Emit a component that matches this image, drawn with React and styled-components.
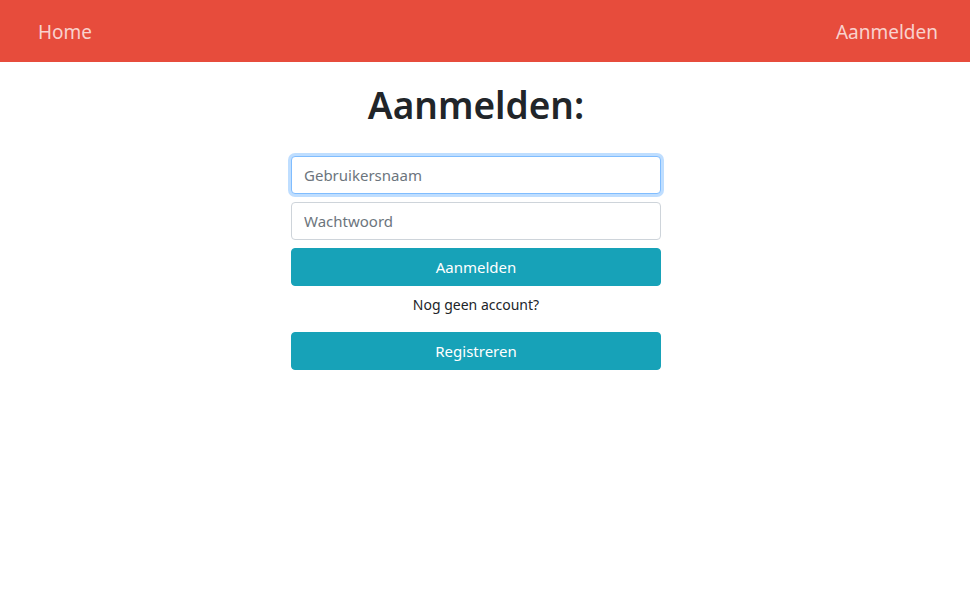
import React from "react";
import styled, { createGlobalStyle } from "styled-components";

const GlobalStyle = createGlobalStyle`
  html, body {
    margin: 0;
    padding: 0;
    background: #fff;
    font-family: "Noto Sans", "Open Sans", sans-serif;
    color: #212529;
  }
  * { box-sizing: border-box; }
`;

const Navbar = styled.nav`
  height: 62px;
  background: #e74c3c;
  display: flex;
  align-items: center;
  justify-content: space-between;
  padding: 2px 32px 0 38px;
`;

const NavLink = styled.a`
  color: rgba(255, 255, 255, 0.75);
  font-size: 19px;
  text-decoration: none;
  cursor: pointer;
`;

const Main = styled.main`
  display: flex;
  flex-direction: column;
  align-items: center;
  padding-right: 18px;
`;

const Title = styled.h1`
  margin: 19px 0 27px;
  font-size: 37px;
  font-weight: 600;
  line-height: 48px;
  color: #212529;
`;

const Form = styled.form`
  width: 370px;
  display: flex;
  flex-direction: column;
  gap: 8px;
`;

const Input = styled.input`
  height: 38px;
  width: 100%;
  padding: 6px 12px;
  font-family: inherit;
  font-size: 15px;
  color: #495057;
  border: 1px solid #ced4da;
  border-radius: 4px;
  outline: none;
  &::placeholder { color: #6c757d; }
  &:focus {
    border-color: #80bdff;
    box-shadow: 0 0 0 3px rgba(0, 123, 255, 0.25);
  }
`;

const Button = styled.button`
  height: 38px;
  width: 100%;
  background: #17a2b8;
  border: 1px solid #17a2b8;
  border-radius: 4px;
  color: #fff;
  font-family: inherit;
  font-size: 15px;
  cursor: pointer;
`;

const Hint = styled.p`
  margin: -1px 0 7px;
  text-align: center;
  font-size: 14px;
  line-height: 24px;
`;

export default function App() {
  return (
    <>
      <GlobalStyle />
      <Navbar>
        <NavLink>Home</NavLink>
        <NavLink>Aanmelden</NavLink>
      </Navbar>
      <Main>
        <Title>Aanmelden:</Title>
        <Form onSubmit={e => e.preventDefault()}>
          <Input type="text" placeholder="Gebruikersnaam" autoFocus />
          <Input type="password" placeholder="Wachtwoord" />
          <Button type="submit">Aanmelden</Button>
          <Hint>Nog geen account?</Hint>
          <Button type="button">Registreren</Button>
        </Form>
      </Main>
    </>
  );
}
:::
### Exercise prompt
Leave the pictures out and copy the rest of the data exactly.

### Expected answer
Emit a component that matches this image, drawn with React and styled-components.
import React from "react";
import styled, { createGlobalStyle } from "styled-components";

const GlobalStyle = createGlobalStyle`
  html, body {
    margin: 0;
    padding: 0;
    background: #fff;
    font-family: "Noto Sans", "Open Sans", sans-serif;
    color: #212529;
  }
  * { box-sizing: border-box; }
`;

const Navbar = styled.nav`
  height: 62px;
  background: #e74c3c;
  display: flex;
  align-items: center;
  justify-content: space-between;
  padding: 2px 32px 0 38px;
`;

const NavLink = styled.a`
  color: rgba(255, 255, 255, 0.75);
  font-size: 19px;
  text-decoration: none;
  cursor: pointer;
`;

const Main = styled.main`
  display: flex;
  flex-direction: column;
  align-items: center;
  padding-right: 18px;
`;

const Title = styled.h1`
  margin: 19px 0 27px;
  font-size: 37px;
  font-weight: 600;
  line-height: 48px;
  color: #212529;
`;

const Form = styled.form`
  width: 370px;
  display: flex;
  flex-direction: column;
  gap: 8px;
`;

const Input = styled.input`
  height: 38px;
  width: 100%;
  padding: 6px 12px;
  font-family: inherit;
  font-size: 15px;
  color: #495057;
  border: 1px solid #ced4da;
  border-radius: 4px;
  outline: none;
  &::placeholder { color: #6c757d; }
  &:focus {
    border-color: #80bdff;
    box-shadow: 0 0 0 3px rgba(0, 123, 255, 0.25);
  }
`;

const Button = styled.button`
  height: 38px;
  width: 100%;
  background: #17a2b8;
  border: 1px solid #17a2b8;
  border-radius: 4px;
  color: #fff;
  font-family: inherit;
  font-size: 15px;
  cursor: pointer;
`;

const Hint = styled.p`
  margin: -1px 0 7px;
  text-align: center;
  font-size: 14px;
  line-height: 24px;
`;

export default function App() {
  return (
    <>
      <GlobalStyle />
      <Navbar>
        <NavLink>Home</NavLink>
        <NavLink>Aanmelden</NavLink>
      </Navbar>
      <Main>
        <Title>Aanmelden:</Title>
        <Form onSubmit={e => e.preventDefault()}>
          <Input type="text" placeholder="Gebruikersnaam" autoFocus />
          <Input type="password" placeholder="Wachtwoord" />
          <Button type="submit">Aanmelden</Button>
          <Hint>Nog geen account?</Hint>
          <Button type="button">Registreren</Button>
        </Form>
      </Main>
    </>
  );
}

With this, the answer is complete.